> **WORK INSTRUCTIONS**
From the first line of the listing below to the line with "const pad = (n: number)", print each line exactly, and nothing more. Leave out the pictures.

> **COLLECTED DATA**
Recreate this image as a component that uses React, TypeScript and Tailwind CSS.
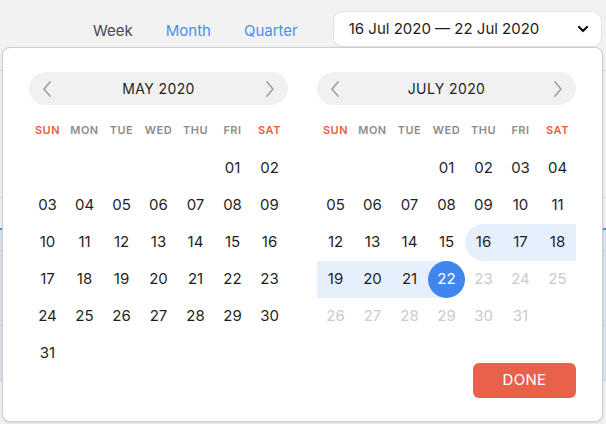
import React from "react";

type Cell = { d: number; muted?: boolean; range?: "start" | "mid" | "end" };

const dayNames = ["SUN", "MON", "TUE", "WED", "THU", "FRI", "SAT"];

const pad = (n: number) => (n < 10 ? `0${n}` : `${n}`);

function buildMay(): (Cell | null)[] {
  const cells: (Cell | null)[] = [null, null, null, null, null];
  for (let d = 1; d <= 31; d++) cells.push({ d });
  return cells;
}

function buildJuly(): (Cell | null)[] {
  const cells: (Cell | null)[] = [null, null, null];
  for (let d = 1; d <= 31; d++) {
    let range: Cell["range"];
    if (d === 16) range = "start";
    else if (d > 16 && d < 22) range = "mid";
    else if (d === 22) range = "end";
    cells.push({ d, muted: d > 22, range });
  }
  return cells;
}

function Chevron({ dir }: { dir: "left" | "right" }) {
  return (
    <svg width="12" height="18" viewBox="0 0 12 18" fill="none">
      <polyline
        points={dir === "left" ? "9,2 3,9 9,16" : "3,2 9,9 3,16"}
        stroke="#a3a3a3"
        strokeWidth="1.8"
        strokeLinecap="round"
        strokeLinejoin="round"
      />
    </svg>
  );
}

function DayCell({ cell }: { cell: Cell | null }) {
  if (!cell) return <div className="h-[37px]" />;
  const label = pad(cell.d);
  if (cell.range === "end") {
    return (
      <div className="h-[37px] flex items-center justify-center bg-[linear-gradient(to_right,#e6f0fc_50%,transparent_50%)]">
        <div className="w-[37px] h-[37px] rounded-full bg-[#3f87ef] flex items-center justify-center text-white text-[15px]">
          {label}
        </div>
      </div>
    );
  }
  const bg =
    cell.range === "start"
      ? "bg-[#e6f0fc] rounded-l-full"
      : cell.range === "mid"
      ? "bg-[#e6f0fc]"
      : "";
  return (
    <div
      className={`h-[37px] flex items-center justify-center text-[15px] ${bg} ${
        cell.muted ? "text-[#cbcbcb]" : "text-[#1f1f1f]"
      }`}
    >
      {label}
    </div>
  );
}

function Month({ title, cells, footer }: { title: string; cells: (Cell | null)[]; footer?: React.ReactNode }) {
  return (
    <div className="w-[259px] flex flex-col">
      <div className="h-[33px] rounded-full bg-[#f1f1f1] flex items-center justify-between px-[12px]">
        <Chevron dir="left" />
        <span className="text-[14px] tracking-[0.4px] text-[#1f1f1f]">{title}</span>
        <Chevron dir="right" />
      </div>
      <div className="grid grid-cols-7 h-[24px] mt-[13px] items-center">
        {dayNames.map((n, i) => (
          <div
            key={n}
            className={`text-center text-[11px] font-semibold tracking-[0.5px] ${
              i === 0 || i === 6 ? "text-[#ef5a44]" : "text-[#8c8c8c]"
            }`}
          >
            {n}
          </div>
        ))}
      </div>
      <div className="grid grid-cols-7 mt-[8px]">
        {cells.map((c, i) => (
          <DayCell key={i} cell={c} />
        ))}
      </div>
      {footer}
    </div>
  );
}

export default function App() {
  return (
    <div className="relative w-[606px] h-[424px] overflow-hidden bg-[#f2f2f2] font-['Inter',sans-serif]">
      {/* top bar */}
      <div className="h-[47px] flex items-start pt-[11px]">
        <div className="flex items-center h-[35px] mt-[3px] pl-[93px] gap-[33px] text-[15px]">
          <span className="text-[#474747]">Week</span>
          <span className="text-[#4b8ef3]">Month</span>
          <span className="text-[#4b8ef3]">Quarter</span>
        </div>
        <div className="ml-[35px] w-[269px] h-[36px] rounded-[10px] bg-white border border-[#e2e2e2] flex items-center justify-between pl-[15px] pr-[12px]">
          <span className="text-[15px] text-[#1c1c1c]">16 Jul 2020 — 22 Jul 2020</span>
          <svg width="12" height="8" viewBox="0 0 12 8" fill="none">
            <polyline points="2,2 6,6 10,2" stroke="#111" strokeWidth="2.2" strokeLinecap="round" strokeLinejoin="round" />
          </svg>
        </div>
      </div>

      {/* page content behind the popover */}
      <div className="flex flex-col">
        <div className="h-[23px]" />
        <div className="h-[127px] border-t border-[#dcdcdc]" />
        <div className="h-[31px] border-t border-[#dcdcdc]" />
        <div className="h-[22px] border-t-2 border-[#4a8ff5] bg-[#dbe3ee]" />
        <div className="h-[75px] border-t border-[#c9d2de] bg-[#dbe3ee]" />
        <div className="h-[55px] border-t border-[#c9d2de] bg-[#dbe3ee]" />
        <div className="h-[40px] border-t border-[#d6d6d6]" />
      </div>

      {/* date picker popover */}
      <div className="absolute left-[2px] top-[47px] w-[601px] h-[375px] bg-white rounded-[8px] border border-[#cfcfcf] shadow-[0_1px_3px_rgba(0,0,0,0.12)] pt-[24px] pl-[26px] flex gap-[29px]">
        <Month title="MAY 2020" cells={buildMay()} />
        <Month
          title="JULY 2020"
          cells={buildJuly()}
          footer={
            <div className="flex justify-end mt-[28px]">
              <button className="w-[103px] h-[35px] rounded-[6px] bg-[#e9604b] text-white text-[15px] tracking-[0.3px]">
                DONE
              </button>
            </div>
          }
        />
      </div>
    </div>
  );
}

> **SOLUTION FOR THIS PROBLEM**
Recreate this image as a component that uses React, TypeScript and Tailwind CSS.
import React from "react";

type Cell = { d: number; muted?: boolean; range?: "start" | "mid" | "end" };

const dayNames = ["SUN", "MON", "TUE", "WED", "THU", "FRI", "SAT"];

const pad = (n: number) => (n < 10 ? `0${n}` : `${n}`);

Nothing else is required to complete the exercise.